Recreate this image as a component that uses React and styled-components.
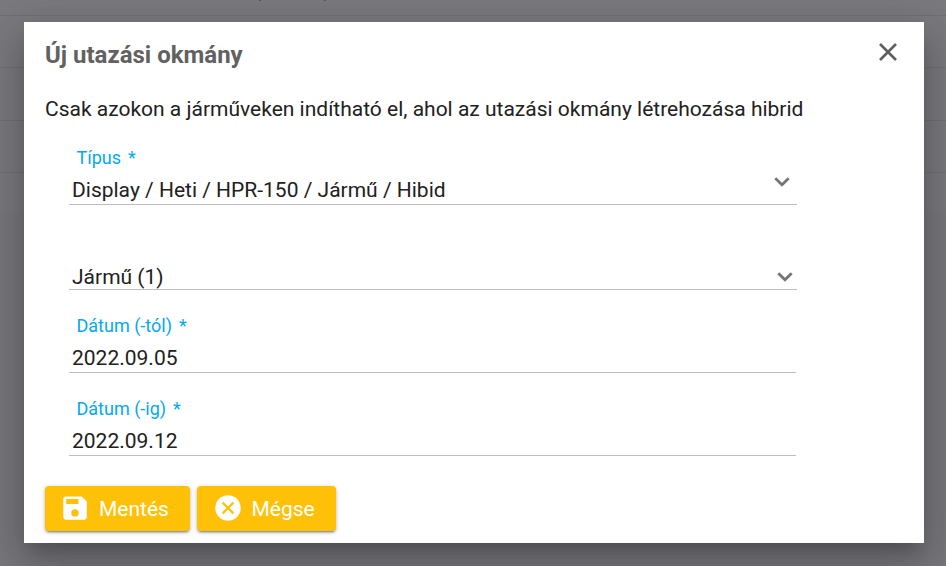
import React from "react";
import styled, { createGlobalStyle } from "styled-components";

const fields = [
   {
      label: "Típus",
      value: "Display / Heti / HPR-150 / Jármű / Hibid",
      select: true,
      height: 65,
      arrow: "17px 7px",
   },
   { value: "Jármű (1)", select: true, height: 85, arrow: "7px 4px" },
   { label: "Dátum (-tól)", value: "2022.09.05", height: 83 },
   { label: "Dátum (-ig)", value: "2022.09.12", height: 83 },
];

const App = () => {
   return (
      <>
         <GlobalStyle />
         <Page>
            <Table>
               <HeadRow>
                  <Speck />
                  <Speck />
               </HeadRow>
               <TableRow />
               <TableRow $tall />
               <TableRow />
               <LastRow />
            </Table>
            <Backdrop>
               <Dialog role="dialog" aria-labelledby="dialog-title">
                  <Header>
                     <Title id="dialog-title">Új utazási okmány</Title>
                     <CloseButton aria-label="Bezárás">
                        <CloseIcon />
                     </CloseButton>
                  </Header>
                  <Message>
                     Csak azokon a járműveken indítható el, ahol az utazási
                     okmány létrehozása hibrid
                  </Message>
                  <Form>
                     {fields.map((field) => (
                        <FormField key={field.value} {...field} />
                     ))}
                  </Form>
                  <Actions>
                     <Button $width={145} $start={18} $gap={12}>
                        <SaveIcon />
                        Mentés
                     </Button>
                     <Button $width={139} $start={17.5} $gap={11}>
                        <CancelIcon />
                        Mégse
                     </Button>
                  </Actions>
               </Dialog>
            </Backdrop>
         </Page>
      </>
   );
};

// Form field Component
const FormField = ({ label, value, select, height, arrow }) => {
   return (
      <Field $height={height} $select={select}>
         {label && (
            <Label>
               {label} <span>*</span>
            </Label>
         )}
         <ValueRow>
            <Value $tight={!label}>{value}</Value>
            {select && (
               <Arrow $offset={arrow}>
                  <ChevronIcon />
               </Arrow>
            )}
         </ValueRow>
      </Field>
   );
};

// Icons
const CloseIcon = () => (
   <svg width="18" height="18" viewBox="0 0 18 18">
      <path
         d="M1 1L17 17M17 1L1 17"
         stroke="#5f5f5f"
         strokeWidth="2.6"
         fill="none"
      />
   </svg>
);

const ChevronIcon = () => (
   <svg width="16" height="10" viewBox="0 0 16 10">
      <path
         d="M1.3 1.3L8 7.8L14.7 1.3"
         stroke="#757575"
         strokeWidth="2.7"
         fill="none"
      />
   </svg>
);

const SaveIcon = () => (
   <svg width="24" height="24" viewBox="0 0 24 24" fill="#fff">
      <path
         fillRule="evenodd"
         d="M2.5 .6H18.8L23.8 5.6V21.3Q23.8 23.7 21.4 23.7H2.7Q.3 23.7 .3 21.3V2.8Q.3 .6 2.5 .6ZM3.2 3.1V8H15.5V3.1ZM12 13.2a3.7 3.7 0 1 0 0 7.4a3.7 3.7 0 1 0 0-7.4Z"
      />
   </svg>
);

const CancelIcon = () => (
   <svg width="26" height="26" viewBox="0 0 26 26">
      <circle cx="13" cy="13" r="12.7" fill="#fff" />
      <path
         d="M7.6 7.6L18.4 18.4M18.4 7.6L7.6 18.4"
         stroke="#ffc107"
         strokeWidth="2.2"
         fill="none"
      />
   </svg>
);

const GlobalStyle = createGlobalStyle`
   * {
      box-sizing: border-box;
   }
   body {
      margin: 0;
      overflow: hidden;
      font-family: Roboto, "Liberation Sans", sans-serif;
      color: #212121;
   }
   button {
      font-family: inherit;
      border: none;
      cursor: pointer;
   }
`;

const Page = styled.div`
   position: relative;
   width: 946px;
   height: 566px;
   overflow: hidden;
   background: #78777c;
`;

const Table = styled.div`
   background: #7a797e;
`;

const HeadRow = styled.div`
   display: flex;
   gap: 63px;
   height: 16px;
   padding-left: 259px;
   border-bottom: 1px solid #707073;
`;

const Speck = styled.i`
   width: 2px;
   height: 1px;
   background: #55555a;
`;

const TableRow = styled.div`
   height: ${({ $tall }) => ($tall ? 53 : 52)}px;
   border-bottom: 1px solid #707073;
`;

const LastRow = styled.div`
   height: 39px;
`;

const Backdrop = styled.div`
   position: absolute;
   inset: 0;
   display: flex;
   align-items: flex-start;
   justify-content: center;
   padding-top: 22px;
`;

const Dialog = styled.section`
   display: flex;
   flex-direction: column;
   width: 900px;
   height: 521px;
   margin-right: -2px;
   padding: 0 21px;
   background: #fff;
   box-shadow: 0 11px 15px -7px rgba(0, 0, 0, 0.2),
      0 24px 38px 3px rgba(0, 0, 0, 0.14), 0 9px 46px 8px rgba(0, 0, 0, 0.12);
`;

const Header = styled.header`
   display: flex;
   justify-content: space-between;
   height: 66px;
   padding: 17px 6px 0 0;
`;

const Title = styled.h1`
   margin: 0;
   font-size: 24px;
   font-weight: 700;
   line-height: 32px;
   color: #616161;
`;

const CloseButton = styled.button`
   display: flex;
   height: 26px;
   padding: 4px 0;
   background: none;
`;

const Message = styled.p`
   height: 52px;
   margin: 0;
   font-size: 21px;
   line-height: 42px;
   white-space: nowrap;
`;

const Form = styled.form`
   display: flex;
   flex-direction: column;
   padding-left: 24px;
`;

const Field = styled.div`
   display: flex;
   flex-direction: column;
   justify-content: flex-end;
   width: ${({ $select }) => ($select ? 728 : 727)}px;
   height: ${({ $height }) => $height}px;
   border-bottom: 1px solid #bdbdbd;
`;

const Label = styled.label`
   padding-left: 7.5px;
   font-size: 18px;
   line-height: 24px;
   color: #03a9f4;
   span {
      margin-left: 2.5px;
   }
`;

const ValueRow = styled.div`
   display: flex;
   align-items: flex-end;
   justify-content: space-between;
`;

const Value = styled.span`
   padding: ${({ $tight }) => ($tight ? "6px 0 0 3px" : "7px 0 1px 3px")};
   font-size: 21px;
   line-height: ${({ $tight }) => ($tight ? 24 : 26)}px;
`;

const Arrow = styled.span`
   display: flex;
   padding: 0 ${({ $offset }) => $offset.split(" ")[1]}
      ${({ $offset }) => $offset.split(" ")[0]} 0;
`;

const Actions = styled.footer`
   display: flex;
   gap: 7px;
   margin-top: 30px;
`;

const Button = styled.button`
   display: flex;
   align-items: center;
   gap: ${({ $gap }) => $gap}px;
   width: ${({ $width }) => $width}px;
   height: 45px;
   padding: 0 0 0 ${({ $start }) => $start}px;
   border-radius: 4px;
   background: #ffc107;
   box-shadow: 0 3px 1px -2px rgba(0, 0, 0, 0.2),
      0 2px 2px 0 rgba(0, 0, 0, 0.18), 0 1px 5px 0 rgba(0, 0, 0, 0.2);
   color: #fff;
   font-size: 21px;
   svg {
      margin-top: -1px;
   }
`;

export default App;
--
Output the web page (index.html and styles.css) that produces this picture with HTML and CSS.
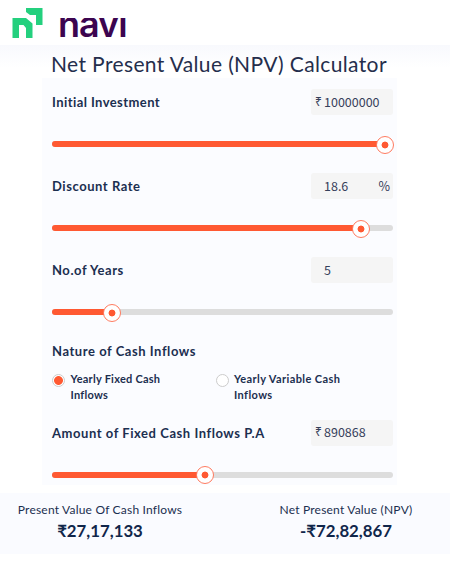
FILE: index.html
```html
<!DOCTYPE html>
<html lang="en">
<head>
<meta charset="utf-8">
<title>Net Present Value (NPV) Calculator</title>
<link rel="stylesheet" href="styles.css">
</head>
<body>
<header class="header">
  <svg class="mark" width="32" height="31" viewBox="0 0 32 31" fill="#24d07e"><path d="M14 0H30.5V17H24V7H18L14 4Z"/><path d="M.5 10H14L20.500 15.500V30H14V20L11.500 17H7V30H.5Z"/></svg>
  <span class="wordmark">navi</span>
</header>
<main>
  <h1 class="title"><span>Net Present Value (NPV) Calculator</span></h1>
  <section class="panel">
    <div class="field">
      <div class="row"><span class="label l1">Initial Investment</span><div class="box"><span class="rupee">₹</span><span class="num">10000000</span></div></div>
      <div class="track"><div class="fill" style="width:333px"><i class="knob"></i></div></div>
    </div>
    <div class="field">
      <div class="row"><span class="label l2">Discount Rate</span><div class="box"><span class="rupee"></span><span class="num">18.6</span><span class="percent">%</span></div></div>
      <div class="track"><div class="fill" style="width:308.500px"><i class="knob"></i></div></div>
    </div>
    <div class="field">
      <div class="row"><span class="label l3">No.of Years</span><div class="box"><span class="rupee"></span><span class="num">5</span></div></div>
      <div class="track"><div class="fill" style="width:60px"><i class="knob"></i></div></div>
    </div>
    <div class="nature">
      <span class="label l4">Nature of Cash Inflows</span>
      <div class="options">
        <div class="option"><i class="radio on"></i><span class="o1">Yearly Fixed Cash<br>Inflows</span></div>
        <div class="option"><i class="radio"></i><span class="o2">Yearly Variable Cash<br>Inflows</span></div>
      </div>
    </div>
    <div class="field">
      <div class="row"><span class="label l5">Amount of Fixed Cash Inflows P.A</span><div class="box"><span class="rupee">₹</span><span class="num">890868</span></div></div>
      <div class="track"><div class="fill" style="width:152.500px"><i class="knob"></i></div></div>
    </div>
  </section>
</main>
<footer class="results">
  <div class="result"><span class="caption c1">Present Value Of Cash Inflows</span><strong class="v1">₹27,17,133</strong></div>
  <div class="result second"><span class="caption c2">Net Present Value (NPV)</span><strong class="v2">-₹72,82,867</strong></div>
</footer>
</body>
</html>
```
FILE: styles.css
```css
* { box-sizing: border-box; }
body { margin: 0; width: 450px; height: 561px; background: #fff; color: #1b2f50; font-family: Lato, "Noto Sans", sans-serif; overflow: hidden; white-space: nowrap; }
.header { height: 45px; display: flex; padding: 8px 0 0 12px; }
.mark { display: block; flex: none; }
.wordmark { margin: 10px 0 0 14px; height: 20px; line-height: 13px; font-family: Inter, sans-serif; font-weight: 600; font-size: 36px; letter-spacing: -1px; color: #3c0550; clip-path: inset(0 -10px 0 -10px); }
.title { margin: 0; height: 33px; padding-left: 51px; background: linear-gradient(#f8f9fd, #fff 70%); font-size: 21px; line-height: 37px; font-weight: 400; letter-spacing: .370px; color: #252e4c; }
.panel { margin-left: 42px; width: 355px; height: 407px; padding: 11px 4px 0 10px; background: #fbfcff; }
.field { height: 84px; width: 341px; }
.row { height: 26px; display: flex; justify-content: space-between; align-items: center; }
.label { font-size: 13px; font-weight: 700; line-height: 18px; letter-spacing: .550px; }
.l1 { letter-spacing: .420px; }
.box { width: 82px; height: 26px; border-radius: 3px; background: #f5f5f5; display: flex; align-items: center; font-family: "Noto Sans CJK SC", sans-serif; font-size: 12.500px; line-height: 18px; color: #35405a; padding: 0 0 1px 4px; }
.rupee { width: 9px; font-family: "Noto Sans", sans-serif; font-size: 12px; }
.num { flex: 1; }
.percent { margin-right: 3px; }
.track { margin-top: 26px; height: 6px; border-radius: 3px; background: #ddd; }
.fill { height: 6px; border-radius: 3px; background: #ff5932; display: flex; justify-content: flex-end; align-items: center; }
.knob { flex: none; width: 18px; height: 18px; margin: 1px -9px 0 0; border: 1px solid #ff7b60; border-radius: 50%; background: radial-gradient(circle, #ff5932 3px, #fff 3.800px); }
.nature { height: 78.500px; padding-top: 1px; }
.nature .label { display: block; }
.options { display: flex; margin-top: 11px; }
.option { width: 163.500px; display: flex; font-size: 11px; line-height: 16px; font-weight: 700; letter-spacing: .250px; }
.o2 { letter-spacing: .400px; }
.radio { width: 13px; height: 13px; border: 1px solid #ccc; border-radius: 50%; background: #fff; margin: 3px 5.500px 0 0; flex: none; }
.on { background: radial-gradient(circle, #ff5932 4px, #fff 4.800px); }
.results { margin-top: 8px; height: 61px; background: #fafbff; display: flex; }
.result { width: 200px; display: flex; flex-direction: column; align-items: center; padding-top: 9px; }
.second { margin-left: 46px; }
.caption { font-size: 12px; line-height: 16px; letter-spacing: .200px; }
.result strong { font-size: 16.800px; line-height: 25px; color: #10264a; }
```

→ **Problem requirements**
Extract every line above that contains the word "this".

→ **Response**
Recreate this image as a component that uses React and styled-components.
Output the web page (index.html and styles.css) that produces this picture with HTML and CSS.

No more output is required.